Hash Function question
I have been browsing through the book "Introduction to Algorithms", and I was reading the chapter on Hash Tables/Hash Functions. (Ch.12). There are three hash function algorithms described: Division method, Multiplication method, and Universal Hashing.
Division method is simple, it is just: h(k) = k % m, where m is the maximum elements in the table. It is assumed that the key k is an integer (and if it is string there are methods given for converting string to int). So far, so good: For an implementation that at core uses something like "vector< list<T> > vec", we can always be sure that the value for key will be within bounds of the vector (because of k % vec.size()).
Now for multiplication method, it gives the function: h(k) = floor( M * ( (k * A) - floor(k * A))), where 0 < A < 1. The book suggests A = (sqrt(5) - 1)/2 as a good choice. M is an integer, and the books says the choice of M is not critical. In it's example it gives M as being 10000.
Now my question is, this function will return some value for h(k), and that will be my index into my vector<list<T>>. But how do I know that it will be within bounds of the array? Am I supposed to apply the division method after I have applied the multiplication method, to ensure that I have a value that is in the proper range? If so, this is not explained in the text.

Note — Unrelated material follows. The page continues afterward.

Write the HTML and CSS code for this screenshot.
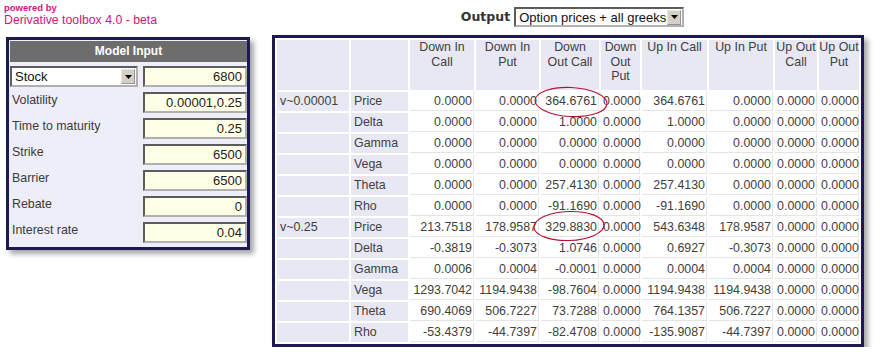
FILE: index.html
```html
<!DOCTYPE html>
<html lang="en">
<head>
    <meta charset="UTF-8">
    <title>Derivative toolbox 4.0 - beta</title>
    <link rel="stylesheet" href="styles.css">
</head>
<body>
    <div class="page">
        <!-- Branding -->
        <div class="brand">
            <span class="brand-small">powered by</span>
            <span class="brand-name">Derivative toolbox 4.0 - beta</span>
        </div>

        <!-- Output selector -->
        <div class="output-bar">
            <span class="output-label">Output</span>
            <div class="select select-output">
                <span>Option prices + all greeks</span>
                <span class="select-arrow"><svg width="7" height="4" viewBox="0 0 7 4"><path d="M0 0h7L3.5 4z" fill="#000"/></svg></span>
            </div>
        </div>

        <!-- Model input panel -->
        <div class="panel panel-left">
            <div class="panel-title">Model Input</div>
            <div class="fields">
                <div class="select select-stock">
                    <span>Stock</span>
                    <span class="select-arrow"><svg width="7" height="4" viewBox="0 0 7 4"><path d="M0 0h7L3.5 4z" fill="#000"/></svg></span>
                </div>
                <input class="field-input" type="text" value="6800">

                <label class="field-label" for="vol">Volatility</label>
                <input class="field-input" id="vol" type="text" value="0.00001,0.25">

                <label class="field-label" for="ttm">Time to maturity</label>
                <input class="field-input" id="ttm" type="text" value="0.25">

                <label class="field-label" for="strike">Strike</label>
                <input class="field-input" id="strike" type="text" value="6500">

                <label class="field-label" for="barrier">Barrier</label>
                <input class="field-input" id="barrier" type="text" value="6500">

                <label class="field-label" for="rebate">Rebate</label>
                <input class="field-input" id="rebate" type="text" value="0">

                <label class="field-label" for="rate">Interest rate</label>
                <input class="field-input" id="rate" type="text" value="0.04">
            </div>
        </div>

        <!-- Output table -->
        <div class="panel panel-right">
            <table class="results">
                <colgroup>
                    <col style="width:72px"><col style="width:57px"><col style="width:64px"><col style="width:63px"><col style="width:58px">
                    <col style="width:39px"><col style="width:65px"><col style="width:64px"><col style="width:42px"><col style="width:40px">
                </colgroup>
                <tr class="head-row">
                    <th></th><th></th>
                    <th>Down In<br>Call</th>
                    <th>Down In<br>Put</th>
                    <th>Down<br>Out Call</th>
                    <th>Down<br>Out<br>Put</th>
                    <th>Up In Call</th>
                    <th>Up In Put</th>
                    <th>Up Out<br>Call</th>
                    <th>Up Out<br>Put</th>
                </tr>
                <tr><td class="lbl">v~0.00001</td><td class="lbl">Price</td><td class="num">0.0000</td><td class="num">0.0000</td><td class="num">364.6761</td><td class="num">0.0000</td><td class="num">364.6761</td><td class="num">0.0000</td><td class="num">0.0000</td><td class="num">0.0000</td></tr>
                <tr><td class="lbl"></td><td class="lbl">Delta</td><td class="num">0.0000</td><td class="num">0.0000</td><td class="num">1.0000</td><td class="num">0.0000</td><td class="num">1.0000</td><td class="num">0.0000</td><td class="num">0.0000</td><td class="num">0.0000</td></tr>
                <tr><td class="lbl"></td><td class="lbl">Gamma</td><td class="num">0.0000</td><td class="num">0.0000</td><td class="num">0.0000</td><td class="num">0.0000</td><td class="num">0.0000</td><td class="num">0.0000</td><td class="num">0.0000</td><td class="num">0.0000</td></tr>
                <tr><td class="lbl"></td><td class="lbl">Vega</td><td class="num">0.0000</td><td class="num">0.0000</td><td class="num">0.0000</td><td class="num">0.0000</td><td class="num">0.0000</td><td class="num">0.0000</td><td class="num">0.0000</td><td class="num">0.0000</td></tr>
                <tr><td class="lbl"></td><td class="lbl">Theta</td><td class="num">0.0000</td><td class="num">0.0000</td><td class="num">257.4130</td><td class="num">0.0000</td><td class="num">257.4130</td><td class="num">0.0000</td><td class="num">0.0000</td><td class="num">0.0000</td></tr>
                <tr><td class="lbl"></td><td class="lbl">Rho</td><td class="num">0.0000</td><td class="num">0.0000</td><td class="num">-91.1690</td><td class="num">0.0000</td><td class="num">-91.1690</td><td class="num">0.0000</td><td class="num">0.0000</td><td class="num">0.0000</td></tr>
                <tr><td class="lbl">v~0.25</td><td class="lbl">Price</td><td class="num">213.7518</td><td class="num">178.9587</td><td class="num">329.8830</td><td class="num">0.0000</td><td class="num">543.6348</td><td class="num">178.9587</td><td class="num">0.0000</td><td class="num">0.0000</td></tr>
                <tr><td class="lbl"></td><td class="lbl">Delta</td><td class="num">-0.3819</td><td class="num">-0.3073</td><td class="num">1.0746</td><td class="num">0.0000</td><td class="num">0.6927</td><td class="num">-0.3073</td><td class="num">0.0000</td><td class="num">0.0000</td></tr>
                <tr><td class="lbl"></td><td class="lbl">Gamma</td><td class="num">0.0006</td><td class="num">0.0004</td><td class="num">-0.0001</td><td class="num">0.0000</td><td class="num">0.0004</td><td class="num">0.0004</td><td class="num">0.0000</td><td class="num">0.0000</td></tr>
                <tr><td class="lbl"></td><td class="lbl">Vega</td><td class="num">1293.7042</td><td class="num">1194.9438</td><td class="num">-98.7604</td><td class="num">0.0000</td><td class="num">1194.9438</td><td class="num">1194.9438</td><td class="num">0.0000</td><td class="num">0.0000</td></tr>
                <tr><td class="lbl"></td><td class="lbl">Theta</td><td class="num">690.4069</td><td class="num">506.7227</td><td class="num">73.7288</td><td class="num">0.0000</td><td class="num">764.1357</td><td class="num">506.7227</td><td class="num">0.0000</td><td class="num">0.0000</td></tr>
                <tr><td class="lbl"></td><td class="lbl">Rho</td><td class="num">-53.4379</td><td class="num">-44.7397</td><td class="num">-82.4708</td><td class="num">0.0000</td><td class="num">-135.9087</td><td class="num">-44.7397</td><td class="num">0.0000</td><td class="num">0.0000</td></tr>
            </table>

            <!-- Hand-drawn highlights -->
            <svg class="marks" width="586" height="306" viewBox="0 0 586 306">
                <ellipse cx="296" cy="64" rx="36" ry="14.5" transform="rotate(3 296 64)" fill="none" stroke="#b5122f" stroke-width="1.1"/>
                <ellipse cx="294" cy="188" rx="35" ry="14.5" transform="rotate(-2 294 188)" fill="none" stroke="#b5122f" stroke-width="1.1"/>
            </svg>
        </div>
    </div>
</body>
</html>
```

FILE: styles.css
```css
body {
    margin: 0;
    padding: 0;
    background-color: #fff;
    color: #333;
    font-family: "Liberation Sans", Arial, sans-serif;
}

.page {
    display: grid;
    grid-template-columns: 244px 592px;
    grid-template-rows: 35px auto;
    column-gap: 22px;
    padding-left: 6px;
}

/* Branding */
.brand {
    color: #d2157a;
    margin-left: -2px;
    padding-top: 2px;
}

.brand-small {
    display: block;
    font-size: 9.5px;
    font-weight: bold;
    line-height: 11px;
}

.brand-name {
    display: block;
    font-size: 12.3px;
    line-height: 15px;
}

/* Output selector */
.output-bar {
    display: flex;
    justify-content: center;
    align-items: flex-start;
    gap: 4px;
    padding: 7px 0 0 9px;
}

.output-label {
    font-family: "DejaVu Sans", Verdana, sans-serif;
    font-weight: bold;
    font-size: 12.5px;
    line-height: 20px;
    color: #333;
}

/* Fake select boxes */
.select {
    display: flex;
    justify-content: space-between;
    align-items: center;
    box-sizing: border-box;
    height: 21px;
    border: 2px inset #b0b0b0;
    background-color: #fff;
    color: #111;
    font-size: 13px;
    padding-left: 3px;
}

.select-output {
    width: 170px;
    height: 20px;
}

.select-arrow {
    display: flex;
    justify-content: center;
    align-items: center;
    box-sizing: border-box;
    width: 14px;
    height: 15px;
    margin-right: 1px;
    background-color: #d4d0c8;
    border: 1px outset #e8e6e0;
}

/* Panels */
.panel {
    border: 3px solid #1b1b52;
    box-shadow: 4px 4px 5px rgba(0, 0, 0, 0.35);
    align-self: start;
}

.panel-left {
    margin-top: 2px;
    background-color: #eeeef8;
    padding: 1px 0 4px 1px;
}

.panel-title {
    height: 21px;
    line-height: 21px;
    background-color: #6d6d6d;
    color: #fff;
    font-weight: bold;
    font-size: 12px;
    text-align: center;
}

.fields {
    display: grid;
    grid-template-columns: 128px 104px;
    column-gap: 5px;
    row-gap: 5px;
    margin-top: 4px;
}

.field-label {
    font-size: 12.4px;
    line-height: 16px;
    padding-left: 2px;
    color: #3a3a3a;
}

.field-input {
    box-sizing: border-box;
    width: 104px;
    height: 21px;
    margin: 0;
    padding: 0 3px;
    border: 2px inset #b0b0b0;
    background-color: #ffffe8;
    color: #222;
    font-family: "Liberation Sans", Arial, sans-serif;
    font-size: 13px;
    text-align: right;
}

/* Results table */
.panel-right {
    position: relative;
    background-color: #fff;
}

.results {
    table-layout: fixed;
    width: 586px;
    border-spacing: 2px;
    font-size: 12.4px;
    color: #404040;
}

.results th {
    box-sizing: border-box;
    height: 50px;
    padding: 0;
    vertical-align: top;
    text-align: center;
    font-weight: normal;
    line-height: 14.5px;
    white-space: nowrap;
    background-color: #e8e8f5;
}

.results td {
    box-sizing: border-box;
    height: 19px;
    padding: 0 2px;
    line-height: 17px;
    white-space: nowrap;
}

.results .lbl {
    background-color: #e8e8f5;
    padding-left: 3px;
}

.results .num {
    text-align: right;
    border-right: 1px solid #e4e4e4;
    border-bottom: 1px solid #e4e4e4;
    padding-right: 1px;
}

.marks {
    position: absolute;
    left: 0;
    top: 0;
    pointer-events: none;
}
```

The range will be [0..M), you would use size() for M to get your index. x - floor(x) is always in the range [0..1), here square bracket means including and paren means approaching. This is somewhat related to the modulus used in the "division" method. What it is basically doing is shifting part of K below the decimal point and "chopping off" the whole number part, yielding a number in the range [0..1), but without regard to how many buckets you have. Dividing a number by A is the same as multipliying by (A^-1) where ^ is power, not xor. When A is (0..1) this is the same as dividing by (1..inf). M then stretches this back out to the range you want. Note that you do have to be careful because while I can put a nice algebraic "this number approaches 1" your computer may very well decide at some point decide that it's close enough and return M, so you may want to use size()-1;
Thanks, for the confirmation. Just a mement ago, I realized that M * K, when K is say, .9999, and M is 10000, will yield 9999. So I guess the range should be 0 to M-1.
Anyway, thanks for the info/clarification.